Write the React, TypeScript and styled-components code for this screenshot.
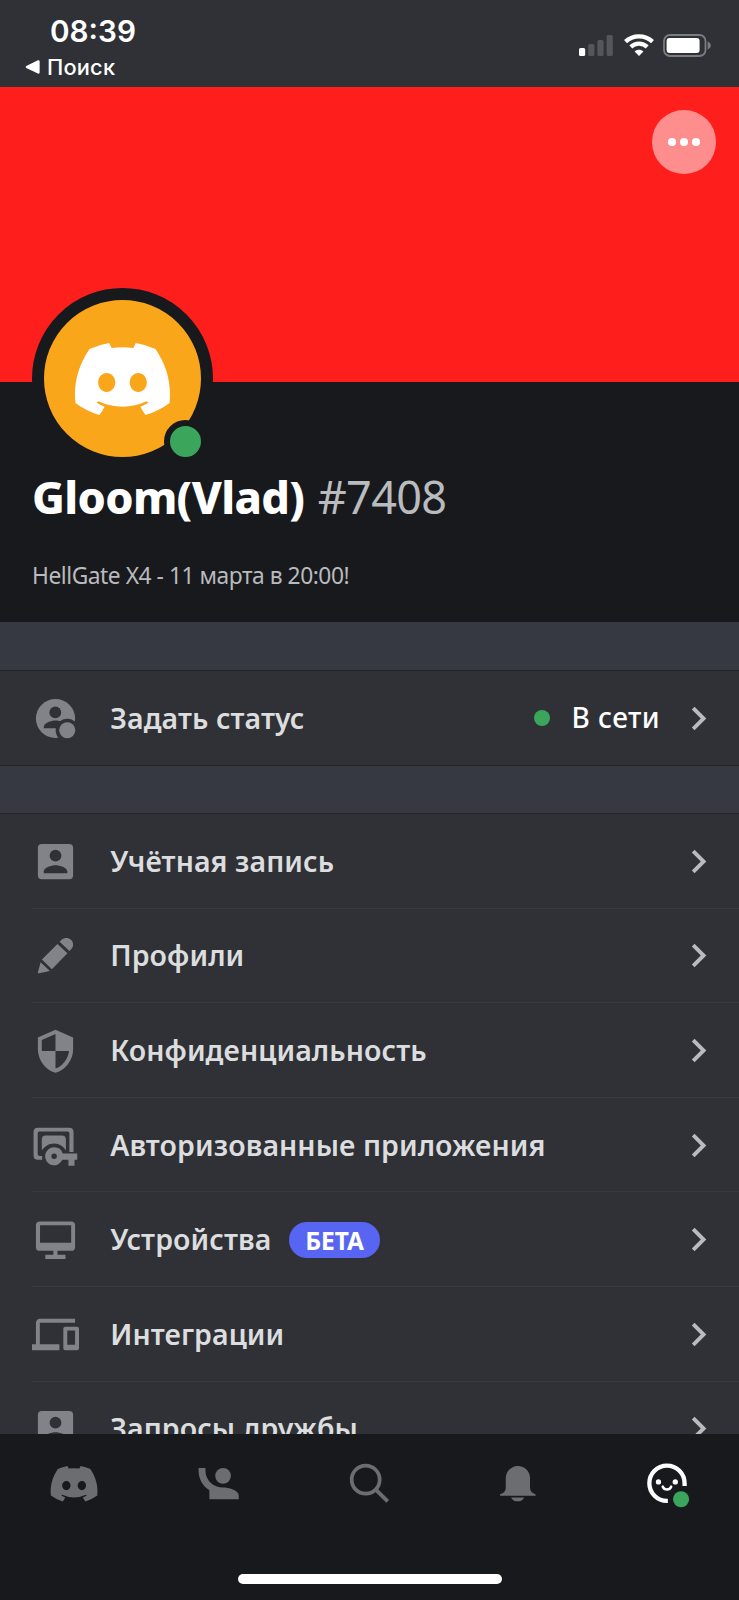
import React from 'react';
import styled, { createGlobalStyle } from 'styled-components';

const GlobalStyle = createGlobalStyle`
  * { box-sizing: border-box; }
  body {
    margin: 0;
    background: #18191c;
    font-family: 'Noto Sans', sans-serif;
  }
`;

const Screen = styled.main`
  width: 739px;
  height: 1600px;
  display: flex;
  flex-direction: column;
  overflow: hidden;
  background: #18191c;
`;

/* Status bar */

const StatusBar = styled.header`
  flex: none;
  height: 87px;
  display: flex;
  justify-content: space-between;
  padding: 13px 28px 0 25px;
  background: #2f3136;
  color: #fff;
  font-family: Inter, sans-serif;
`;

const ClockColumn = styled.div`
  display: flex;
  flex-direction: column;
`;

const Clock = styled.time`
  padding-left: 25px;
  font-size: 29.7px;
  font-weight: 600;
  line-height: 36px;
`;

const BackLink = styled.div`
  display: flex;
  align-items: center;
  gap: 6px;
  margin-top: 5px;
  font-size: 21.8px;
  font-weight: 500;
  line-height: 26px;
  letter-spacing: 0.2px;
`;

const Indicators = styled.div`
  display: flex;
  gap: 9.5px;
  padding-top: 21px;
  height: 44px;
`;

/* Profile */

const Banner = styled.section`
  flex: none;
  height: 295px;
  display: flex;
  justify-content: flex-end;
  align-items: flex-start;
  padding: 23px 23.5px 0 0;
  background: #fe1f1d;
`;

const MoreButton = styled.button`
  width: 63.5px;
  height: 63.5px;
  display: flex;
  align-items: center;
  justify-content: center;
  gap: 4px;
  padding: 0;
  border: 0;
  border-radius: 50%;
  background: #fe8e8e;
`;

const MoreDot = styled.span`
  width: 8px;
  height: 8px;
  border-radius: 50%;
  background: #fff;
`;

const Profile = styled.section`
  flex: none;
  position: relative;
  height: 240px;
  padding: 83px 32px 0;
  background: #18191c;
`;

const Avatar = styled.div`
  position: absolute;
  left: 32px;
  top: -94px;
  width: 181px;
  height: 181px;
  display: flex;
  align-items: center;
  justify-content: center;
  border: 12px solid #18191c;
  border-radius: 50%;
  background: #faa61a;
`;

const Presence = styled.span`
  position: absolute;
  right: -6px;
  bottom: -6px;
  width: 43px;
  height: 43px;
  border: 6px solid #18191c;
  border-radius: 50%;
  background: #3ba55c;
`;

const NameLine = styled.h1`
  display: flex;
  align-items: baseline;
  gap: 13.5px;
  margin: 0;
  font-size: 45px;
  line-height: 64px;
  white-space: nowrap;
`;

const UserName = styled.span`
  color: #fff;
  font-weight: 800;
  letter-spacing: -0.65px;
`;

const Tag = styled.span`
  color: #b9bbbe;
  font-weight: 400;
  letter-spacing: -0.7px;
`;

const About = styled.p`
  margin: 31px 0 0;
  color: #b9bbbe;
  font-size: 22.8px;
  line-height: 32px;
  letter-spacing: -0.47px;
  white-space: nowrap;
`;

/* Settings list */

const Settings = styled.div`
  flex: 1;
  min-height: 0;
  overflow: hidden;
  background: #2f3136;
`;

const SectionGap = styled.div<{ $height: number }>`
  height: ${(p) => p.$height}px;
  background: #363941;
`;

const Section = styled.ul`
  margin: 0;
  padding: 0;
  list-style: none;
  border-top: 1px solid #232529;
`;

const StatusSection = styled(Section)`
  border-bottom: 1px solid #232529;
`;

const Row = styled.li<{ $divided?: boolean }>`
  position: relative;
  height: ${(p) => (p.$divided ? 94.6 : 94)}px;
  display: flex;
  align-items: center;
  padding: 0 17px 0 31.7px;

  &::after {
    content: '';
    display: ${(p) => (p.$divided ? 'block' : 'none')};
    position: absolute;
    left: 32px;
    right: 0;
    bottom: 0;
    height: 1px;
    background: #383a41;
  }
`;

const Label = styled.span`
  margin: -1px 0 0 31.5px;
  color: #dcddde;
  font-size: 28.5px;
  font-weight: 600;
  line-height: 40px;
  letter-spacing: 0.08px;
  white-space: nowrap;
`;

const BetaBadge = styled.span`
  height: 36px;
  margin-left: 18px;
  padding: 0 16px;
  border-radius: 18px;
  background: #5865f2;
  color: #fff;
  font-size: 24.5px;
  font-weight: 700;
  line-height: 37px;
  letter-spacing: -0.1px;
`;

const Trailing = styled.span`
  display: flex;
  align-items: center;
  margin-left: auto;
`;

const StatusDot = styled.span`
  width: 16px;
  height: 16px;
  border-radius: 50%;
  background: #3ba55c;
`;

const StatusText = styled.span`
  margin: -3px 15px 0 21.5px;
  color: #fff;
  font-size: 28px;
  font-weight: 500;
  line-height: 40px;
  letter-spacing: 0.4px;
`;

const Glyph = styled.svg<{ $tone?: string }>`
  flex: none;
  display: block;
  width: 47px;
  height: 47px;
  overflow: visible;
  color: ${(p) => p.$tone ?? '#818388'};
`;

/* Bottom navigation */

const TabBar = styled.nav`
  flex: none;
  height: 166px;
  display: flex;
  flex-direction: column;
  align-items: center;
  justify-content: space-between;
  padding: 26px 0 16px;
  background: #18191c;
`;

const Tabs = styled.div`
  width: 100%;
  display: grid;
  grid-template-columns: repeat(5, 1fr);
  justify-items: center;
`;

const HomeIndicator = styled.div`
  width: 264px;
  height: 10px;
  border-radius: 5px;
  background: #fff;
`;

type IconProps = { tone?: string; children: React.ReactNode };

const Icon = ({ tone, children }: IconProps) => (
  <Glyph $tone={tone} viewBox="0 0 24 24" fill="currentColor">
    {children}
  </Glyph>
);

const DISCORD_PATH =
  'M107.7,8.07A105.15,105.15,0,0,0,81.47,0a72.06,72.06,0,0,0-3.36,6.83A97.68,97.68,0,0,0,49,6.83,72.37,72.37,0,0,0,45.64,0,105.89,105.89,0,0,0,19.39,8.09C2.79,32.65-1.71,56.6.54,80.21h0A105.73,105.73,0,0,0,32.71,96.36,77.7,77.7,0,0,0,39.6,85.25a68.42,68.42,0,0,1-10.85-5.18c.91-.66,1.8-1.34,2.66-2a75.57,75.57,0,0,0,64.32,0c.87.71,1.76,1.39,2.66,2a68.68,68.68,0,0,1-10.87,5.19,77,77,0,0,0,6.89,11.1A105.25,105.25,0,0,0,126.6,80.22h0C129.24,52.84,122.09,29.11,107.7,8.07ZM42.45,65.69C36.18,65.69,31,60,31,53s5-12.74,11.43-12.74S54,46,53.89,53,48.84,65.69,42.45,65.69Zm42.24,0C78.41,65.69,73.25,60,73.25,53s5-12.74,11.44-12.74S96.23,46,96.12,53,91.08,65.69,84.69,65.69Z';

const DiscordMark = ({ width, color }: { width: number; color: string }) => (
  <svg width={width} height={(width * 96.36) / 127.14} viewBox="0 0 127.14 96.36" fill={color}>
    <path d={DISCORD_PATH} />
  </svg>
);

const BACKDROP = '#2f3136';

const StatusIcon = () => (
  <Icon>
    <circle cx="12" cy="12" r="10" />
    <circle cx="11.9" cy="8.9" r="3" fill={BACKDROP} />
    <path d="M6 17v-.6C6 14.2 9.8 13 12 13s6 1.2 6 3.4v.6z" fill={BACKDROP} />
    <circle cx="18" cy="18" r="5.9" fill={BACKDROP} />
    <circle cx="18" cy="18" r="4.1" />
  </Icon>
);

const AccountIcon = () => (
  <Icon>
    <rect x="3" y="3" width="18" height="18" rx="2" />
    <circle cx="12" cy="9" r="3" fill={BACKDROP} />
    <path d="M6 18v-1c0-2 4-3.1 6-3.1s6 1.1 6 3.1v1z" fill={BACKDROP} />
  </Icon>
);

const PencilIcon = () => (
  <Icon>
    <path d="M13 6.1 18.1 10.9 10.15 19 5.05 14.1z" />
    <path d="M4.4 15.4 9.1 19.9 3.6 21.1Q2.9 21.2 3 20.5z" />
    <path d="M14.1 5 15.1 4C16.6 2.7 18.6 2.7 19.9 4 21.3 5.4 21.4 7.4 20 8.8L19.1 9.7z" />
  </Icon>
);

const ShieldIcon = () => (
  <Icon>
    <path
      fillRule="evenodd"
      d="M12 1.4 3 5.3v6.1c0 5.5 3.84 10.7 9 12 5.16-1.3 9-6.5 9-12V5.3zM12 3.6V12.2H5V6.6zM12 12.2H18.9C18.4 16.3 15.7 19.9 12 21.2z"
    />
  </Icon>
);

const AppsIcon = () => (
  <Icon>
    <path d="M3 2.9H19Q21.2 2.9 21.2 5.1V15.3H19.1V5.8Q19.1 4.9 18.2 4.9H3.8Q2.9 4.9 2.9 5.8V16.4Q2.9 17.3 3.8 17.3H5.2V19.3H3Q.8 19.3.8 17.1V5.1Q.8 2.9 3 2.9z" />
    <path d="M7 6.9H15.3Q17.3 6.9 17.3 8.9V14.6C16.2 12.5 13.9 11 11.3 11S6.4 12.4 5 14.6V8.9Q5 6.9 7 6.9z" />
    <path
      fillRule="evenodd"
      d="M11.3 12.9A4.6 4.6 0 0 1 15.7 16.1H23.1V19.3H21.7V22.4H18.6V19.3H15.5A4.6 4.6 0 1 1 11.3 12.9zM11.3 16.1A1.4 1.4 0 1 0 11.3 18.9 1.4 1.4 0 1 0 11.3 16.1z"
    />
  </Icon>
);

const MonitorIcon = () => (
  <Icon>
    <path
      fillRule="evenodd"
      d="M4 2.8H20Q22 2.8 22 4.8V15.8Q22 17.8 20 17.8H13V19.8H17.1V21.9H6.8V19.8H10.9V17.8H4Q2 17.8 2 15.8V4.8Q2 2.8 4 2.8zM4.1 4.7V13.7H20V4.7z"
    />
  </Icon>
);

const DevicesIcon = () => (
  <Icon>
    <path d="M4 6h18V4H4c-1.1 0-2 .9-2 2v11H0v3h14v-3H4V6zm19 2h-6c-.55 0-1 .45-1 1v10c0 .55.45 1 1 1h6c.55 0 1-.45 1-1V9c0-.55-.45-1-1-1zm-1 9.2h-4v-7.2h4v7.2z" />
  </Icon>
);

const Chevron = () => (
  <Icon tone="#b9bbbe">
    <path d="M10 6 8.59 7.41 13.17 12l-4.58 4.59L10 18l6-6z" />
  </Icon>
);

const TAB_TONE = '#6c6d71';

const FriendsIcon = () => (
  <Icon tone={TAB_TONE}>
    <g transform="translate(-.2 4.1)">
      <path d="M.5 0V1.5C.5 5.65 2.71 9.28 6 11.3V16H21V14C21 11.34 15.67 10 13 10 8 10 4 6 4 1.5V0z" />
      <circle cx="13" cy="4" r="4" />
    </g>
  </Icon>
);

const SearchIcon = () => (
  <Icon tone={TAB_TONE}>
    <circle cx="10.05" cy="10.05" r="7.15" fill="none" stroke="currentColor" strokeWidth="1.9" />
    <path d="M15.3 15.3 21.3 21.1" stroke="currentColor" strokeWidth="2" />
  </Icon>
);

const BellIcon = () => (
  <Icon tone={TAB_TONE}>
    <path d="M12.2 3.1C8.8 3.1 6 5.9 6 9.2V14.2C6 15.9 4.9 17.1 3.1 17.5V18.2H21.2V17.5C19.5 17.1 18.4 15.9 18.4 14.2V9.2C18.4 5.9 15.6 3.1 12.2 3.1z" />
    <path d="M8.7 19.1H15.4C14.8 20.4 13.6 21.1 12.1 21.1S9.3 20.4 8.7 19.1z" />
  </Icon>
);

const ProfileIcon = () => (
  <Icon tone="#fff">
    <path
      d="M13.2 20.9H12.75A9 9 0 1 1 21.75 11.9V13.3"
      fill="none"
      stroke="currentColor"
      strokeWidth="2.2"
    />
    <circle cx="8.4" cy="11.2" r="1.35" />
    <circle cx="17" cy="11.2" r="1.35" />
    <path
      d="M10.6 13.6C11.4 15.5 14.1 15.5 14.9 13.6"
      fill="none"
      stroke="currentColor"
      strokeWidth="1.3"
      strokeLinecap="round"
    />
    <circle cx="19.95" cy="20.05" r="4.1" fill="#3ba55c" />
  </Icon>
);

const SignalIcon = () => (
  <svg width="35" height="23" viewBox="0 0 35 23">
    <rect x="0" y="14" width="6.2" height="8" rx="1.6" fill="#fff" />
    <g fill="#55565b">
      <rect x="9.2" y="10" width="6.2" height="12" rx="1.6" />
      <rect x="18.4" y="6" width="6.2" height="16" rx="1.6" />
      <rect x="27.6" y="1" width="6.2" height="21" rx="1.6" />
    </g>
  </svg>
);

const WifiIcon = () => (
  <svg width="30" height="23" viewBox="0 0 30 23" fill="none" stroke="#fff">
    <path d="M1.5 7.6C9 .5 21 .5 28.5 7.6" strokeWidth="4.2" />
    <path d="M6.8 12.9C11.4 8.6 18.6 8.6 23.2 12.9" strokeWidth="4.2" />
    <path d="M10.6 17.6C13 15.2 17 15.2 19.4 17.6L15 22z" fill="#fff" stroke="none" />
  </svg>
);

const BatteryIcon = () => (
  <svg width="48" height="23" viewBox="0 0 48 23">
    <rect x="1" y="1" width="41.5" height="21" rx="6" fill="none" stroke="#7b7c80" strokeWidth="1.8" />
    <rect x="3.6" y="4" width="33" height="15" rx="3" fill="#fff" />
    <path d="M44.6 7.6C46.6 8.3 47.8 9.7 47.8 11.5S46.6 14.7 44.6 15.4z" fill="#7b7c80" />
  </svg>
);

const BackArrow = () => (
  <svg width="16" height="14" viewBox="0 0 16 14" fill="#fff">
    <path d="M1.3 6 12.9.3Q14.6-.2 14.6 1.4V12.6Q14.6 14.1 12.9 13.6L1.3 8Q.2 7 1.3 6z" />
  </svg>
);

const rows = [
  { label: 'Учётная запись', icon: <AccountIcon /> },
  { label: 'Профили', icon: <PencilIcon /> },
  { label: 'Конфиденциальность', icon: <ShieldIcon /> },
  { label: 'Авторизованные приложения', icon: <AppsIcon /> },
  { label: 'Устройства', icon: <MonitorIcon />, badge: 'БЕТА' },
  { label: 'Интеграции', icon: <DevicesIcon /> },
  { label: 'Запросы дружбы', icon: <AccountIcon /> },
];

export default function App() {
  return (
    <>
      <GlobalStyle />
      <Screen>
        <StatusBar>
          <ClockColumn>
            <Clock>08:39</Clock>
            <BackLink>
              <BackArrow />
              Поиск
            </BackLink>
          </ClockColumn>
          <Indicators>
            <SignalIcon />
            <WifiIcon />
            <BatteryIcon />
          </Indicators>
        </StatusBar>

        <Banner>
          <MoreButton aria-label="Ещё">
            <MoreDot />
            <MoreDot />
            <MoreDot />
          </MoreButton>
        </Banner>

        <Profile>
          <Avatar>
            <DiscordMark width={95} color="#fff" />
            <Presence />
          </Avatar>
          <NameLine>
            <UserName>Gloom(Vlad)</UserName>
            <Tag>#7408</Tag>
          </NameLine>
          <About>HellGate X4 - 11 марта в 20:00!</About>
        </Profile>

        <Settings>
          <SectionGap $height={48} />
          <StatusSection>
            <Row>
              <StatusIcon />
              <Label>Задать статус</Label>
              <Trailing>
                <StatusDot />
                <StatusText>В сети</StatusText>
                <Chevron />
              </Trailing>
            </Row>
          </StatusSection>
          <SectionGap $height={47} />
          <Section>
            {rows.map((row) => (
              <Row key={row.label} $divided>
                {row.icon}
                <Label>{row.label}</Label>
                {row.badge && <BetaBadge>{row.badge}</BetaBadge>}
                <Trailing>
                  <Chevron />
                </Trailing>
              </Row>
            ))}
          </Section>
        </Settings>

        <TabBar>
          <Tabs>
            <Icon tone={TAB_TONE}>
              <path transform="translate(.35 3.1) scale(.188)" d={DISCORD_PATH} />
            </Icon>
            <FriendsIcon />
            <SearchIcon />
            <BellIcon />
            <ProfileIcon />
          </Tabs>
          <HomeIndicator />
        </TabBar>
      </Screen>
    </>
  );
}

§ **What the exercise asks**:
Go from the first line of the listing to the line holding "Status bar */" and, please, transcribe those lines exactly, both included, with no pictures.

§ **Reply to the exercise**:
Write the React, TypeScript and styled-components code for this screenshot.
import React from 'react';
import styled, { createGlobalStyle } from 'styled-components';

const GlobalStyle = createGlobalStyle`
  * { box-sizing: border-box; }
  body {
    margin: 0;
    background: #18191c;
    font-family: 'Noto Sans', sans-serif;
  }
`;

const Screen = styled.main`
  width: 739px;
  height: 1600px;
  display: flex;
  flex-direction: column;
  overflow: hidden;
  background: #18191c;
`;

/* Status bar */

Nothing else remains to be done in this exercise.